Students in Engineering VOLunteers for Tenth Graders, or EVOL10, began the July 14–19 week with an orientation kick-off that included ice breaker games and a practice version of the ACT math section.

They finished the day with a bonding and team-building visit to Strike & Spare Bowling. Evening downtime throughout the week included a scavenger hunt with a UT traditions theme, a S’mores night, and a catered social dinner.

Students learned about ChemE Cars during the week’s design labs. Gabriel Goenaga, faculty advisor to the UT ChemE Car team, coached them in fine-tuning their designs for these small vehicles powered by the chemical reaction of baking soda and vinegar. Their cars underwent test runs across the engineering courtyard at Ferris Hall, with a final competition on Thursday.

Students also learned strategies for taking the math portion of the ACT in classes led by ACT instructors L. Jeneva Clark and Tabatha Rainwater. They got to try out authentic math ACT questions via gaming platforms like Kahoot!s. The majority of students improved their ACT practice score, some by as much as nine points.

“We also used puzzles that allowed students to decode quotes by modern day heroes,” said Clark. “That was nice because sometimes math doesn’t feel like it has a human quality, but we were able to see the faces of real people, their beliefs, and their stories. I enjoy working with eVOL10 students. They are very driven and determined.”

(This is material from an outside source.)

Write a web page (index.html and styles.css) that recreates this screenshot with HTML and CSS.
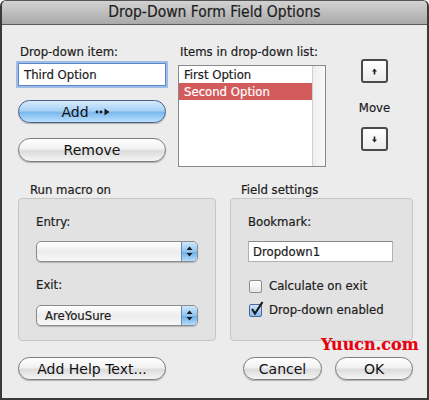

Students explored options for college majors and engineering careers through Engineering in Action sessions, including hands-on activities and lab tours. Tours of labs such as the MABEline synthetic cadaver, the CURENT visualization room, the Distributed Intelligence Lab, civil engineering’s shake tables, industrial engineering’s factory floor, and more introduce them to various disciplines and helped students visualize themselves studying engineering at UT.

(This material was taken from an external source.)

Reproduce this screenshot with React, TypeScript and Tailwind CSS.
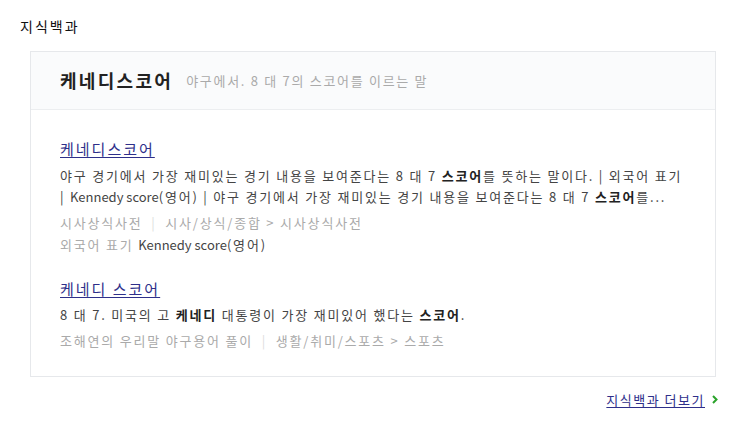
import React from "react";

const font = { fontFamily: '"Noto Sans CJK KR", "Noto Sans", sans-serif' };

export default function App() {
  return (
    <div className="w-[743px] h-[435px] bg-white text-[#333]" style={font}>
      <div className="pl-[20px] pt-[16px] text-[14px] leading-[20px] tracking-[2px] text-[#111]">지식백과</div>
      <div className="ml-[30px] mt-[15px] w-[686px] border border-[#e6e8eb]">
        <div className="h-[58px] bg-[#fafbfc] border-b border-[#eceef0] flex items-center pl-[29px] gap-[13px]">
          <span className="text-[18px] font-bold tracking-[2.3px] text-[#222]">케네디스코어</span>
          <span className="text-[13px] tracking-[1.7px] text-[#aaa]">야구에서. 8 대 7의 스코어를 이르는 말</span>
        </div>
        <div className="pl-[29px] pr-[10px] pt-[28px] pb-[25px] text-[13px] tracking-[1.8px]">
          <div>
            <a href="#" className="text-[15px] leading-[22px] tracking-[2px] text-[#2e2f8a] underline underline-offset-2">케네디스코어</a>
            <p className="mt-[5px] leading-[21px] text-[#444] whitespace-nowrap">
              야구 경기에서 가장 재미있는 경기 내용을 보여준다는 8 대 7 <b className="text-[#222]">스코어</b>를 뜻하는 말이다. | 외국어 표기
              <br />| <span className="tracking-[0px]">Kennedy score</span>(영어) | 야구 경기에서 가장 재미있는 경기 내용을 보여준다는 8 대 7 <b className="text-[#222]">스코어</b>를...
            </p>
            <div className="mt-[5px] leading-[21px] text-[#aaa]">
              시사상식사전 <span className="text-[#ddd] mx-[4px]">|</span> 시사/상식/종합 &gt; 시사상식사전
            </div>
            <div className="mt-[1px] leading-[21px] text-[#aaa]">
              외국어 표기 <span className="text-[#444] tracking-[0px]">Kennedy score</span><span className="text-[#444]">(영어)</span>
            </div>
          </div>
          <div className="mt-[23px]">
            <a href="#" className="text-[15px] leading-[22px] tracking-[2px] text-[#2e2f8a] underline underline-offset-2">케네디 스코어</a>
            <p className="mt-[4px] leading-[21px] text-[#444]">
              8 대 7. 미국의 고 <b className="text-[#222]">케네디</b> 대통령이 가장 재미있어 했다는 <b className="text-[#222]">스코어</b>.
            </p>
            <div className="mt-[5px] leading-[21px] text-[#aaa]">
              조해연의 우리말 야구용어 풀이 <span className="text-[#ddd] mx-[4px]">|</span> 생활/취미/스포츠 &gt; 스포츠
            </div>
          </div>
        </div>
      </div>
      <div className="w-[718px] mt-[13px] flex justify-end items-center gap-[7px] text-[13px] tracking-[1.5px]">
        <a href="#" className="text-[#2e2f8a] underline underline-offset-2">지식백과 더보기</a>
        <svg width="6" height="9" viewBox="0 0 6 9"><path d="M1 1l3.5 3.5L1 8" stroke="#2aa32a" strokeWidth="2" fill="none" /></svg>
      </div>
    </div>
  );
}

Amy Bielgalski, lecturer in Engineering Fundamentals, introduced students to programming, Arduinos, and led interactive exercises to explore different engineering fields and phenomena.

“I know I grew through the experience,” said participant Katherine Koester. “I am sure others did too.”

The eVOL10 adventure culminated on Friday with a tour of the DENSO Manufacturing facility in Maryville and an awards luncheon in the Student Union ballroom.

Alumnus Terry Olberding delivered the keynote address and students gave testimonials about their week of engineering fundamentals learning, saluted their favorite counselors, and looked ahead toward further engineering education and careers.